NEA: What do the teaching artists get out of the program? What does your community get out of the program?
KOTLER: The teaching artists get the opportunity to be creative in a different space. It's also getting to be creative with another art form, which not all writers have the opportunity to do. The artists are getting the ability to know they're impacting a community. They're using their creative skill set to ideally improve a school or a learning environment and making school a place where kids want to be versus where they don't want to be. They're doing that because they have this beautiful skill set that they worked on as artists.
What the community gets out of it is that they get to shine. They get to have an opportunity to be seen in a positive light. There is so much art that goes on in the community we serve, but not much of it happens in the school.
NEA: You talked about how the students worked on creating original poems, which they then use to paint murals. How is this crisscrossing of art forms important to their learning?

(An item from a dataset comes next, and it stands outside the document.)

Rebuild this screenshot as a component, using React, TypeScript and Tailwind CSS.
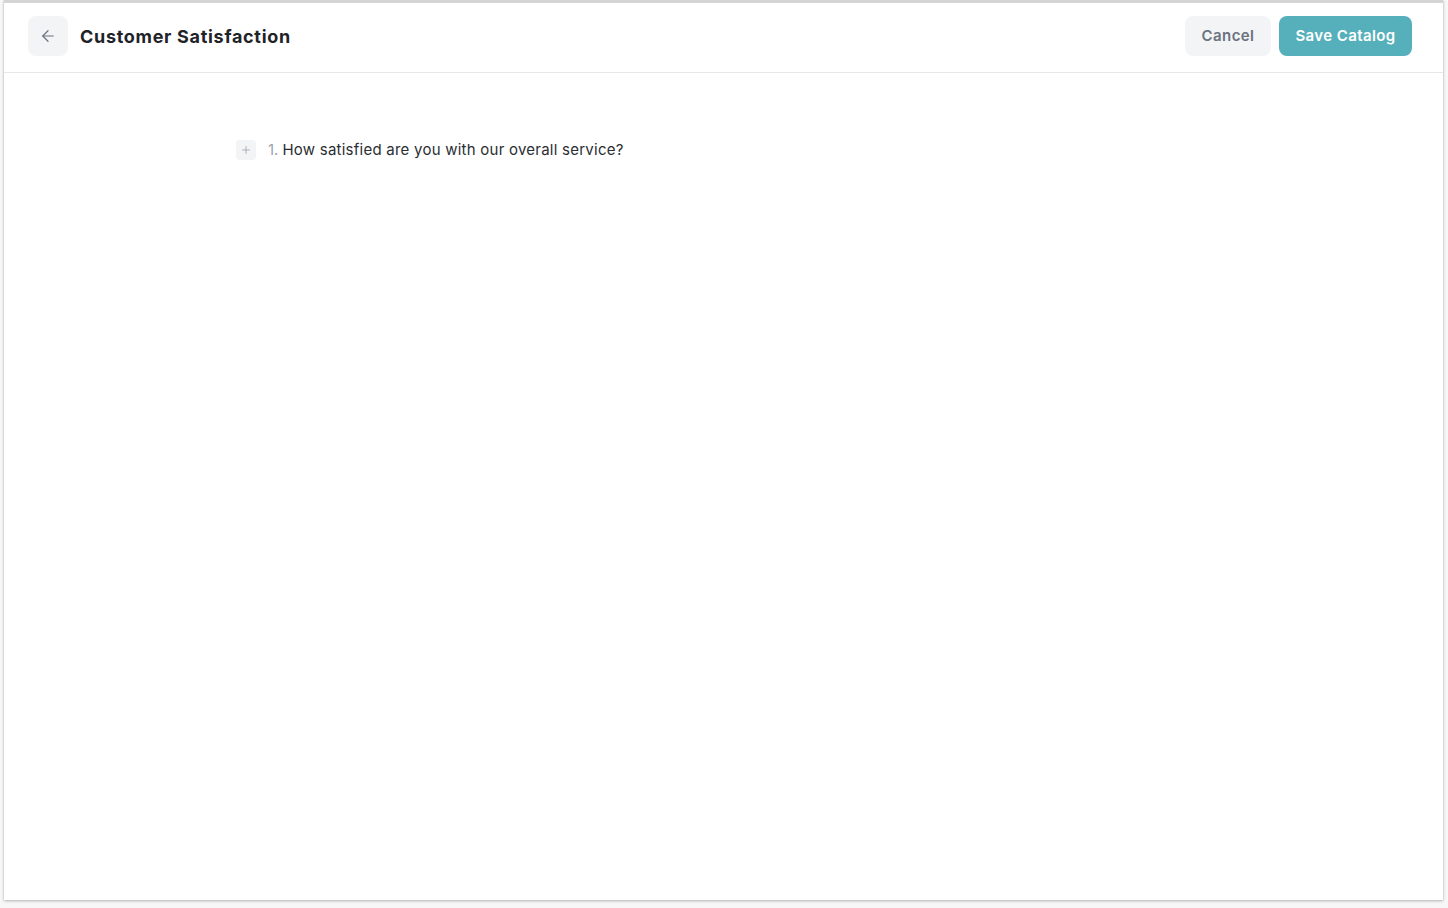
import { ArrowLeft, Plus } from "lucide-react";

export default function App() {
  return (
    <div className="h-[908px] w-full bg-[#f7f7f7] pl-[4px] pr-[5px] font-['Inter',sans-serif]">
      <div className="flex h-[900px] flex-col border-t-[3px] border-[#d4d4d4] bg-white shadow-[0_1px_3px_rgba(0,0,0,0.25),0_0_1px_rgba(0,0,0,0.2)]">
        <header className="flex h-[70px] items-start justify-between border-b border-[#e7e7e7] pl-[24px] pr-[31px] pt-[13px]">
          <div className="flex items-center gap-3">
            <button className="flex h-10 w-10 items-center justify-center rounded-lg bg-[#f3f4f6] text-[#6b7280]">
              <ArrowLeft className="h-[18px] w-[18px]" strokeWidth={1.6} />
            </button>
            <h1 className="text-[18px] font-bold tracking-[0.7px] text-[#1f2328]">
              Customer Satisfaction
            </h1>
          </div>
          <div className="flex items-center gap-2">
            <button className="h-10 w-[86px] rounded-lg bg-[#f3f4f6] text-[15px] font-semibold tracking-[0.4px] text-[#6b7280]">
              Cancel
            </button>
            <button className="h-10 w-[133px] rounded-lg bg-[#56b0bb] text-[15px] font-semibold tracking-[0.4px] text-white">
              Save Catalog
            </button>
          </div>
        </header>

        <main className="flex-1 pl-[232px] pt-[66px]">
          <div className="flex items-center">
            <button className="flex h-5 w-5 items-center justify-center rounded bg-[#f3f4f6] text-[#9ca3af]">
              <Plus className="h-3 w-3" strokeWidth={1.6} />
            </button>
            <span className="ml-3 text-[15px] text-[#9ca3af]">1.</span>
            <span className="ml-[4px] text-[15px] tracking-[0.24px] text-[#2a2e33]">
              How satisfied are you with our overall service?
            </span>
          </div>
        </main>
      </div>
    </div>
  );
}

KOTLER: It's important in a few different ways. It's important in that it allows one art form entry into another. For a young person who is struggling with writing, it means they're usually struggling with reading. If there's a visual artist that is drawing, this kid might have more comfort in drawing. That drawing will inspire the writing. If it's a shy kid, theater is not their thing, they are being coached to do that. They are being taught by a professional theater artist that knows the ins and outs of how to regulate your voice and how to bring that voice to life. It's working with two professional artists and each one supports the other's art form.
It's also breaking down the student-teacher ratio. When we go into a classroom, it’s 30 students to one teacher (that's an average size classroom). Then we send in two artists and suddenly, it's ten to one. There's more time for small group work because there are more people in the room. The other thing is, it allows the classroom teacher to develop his or her own skills. A lot of these teachers don't have access to art in their life. It's not something that is a part of their life, so they get to be creative too.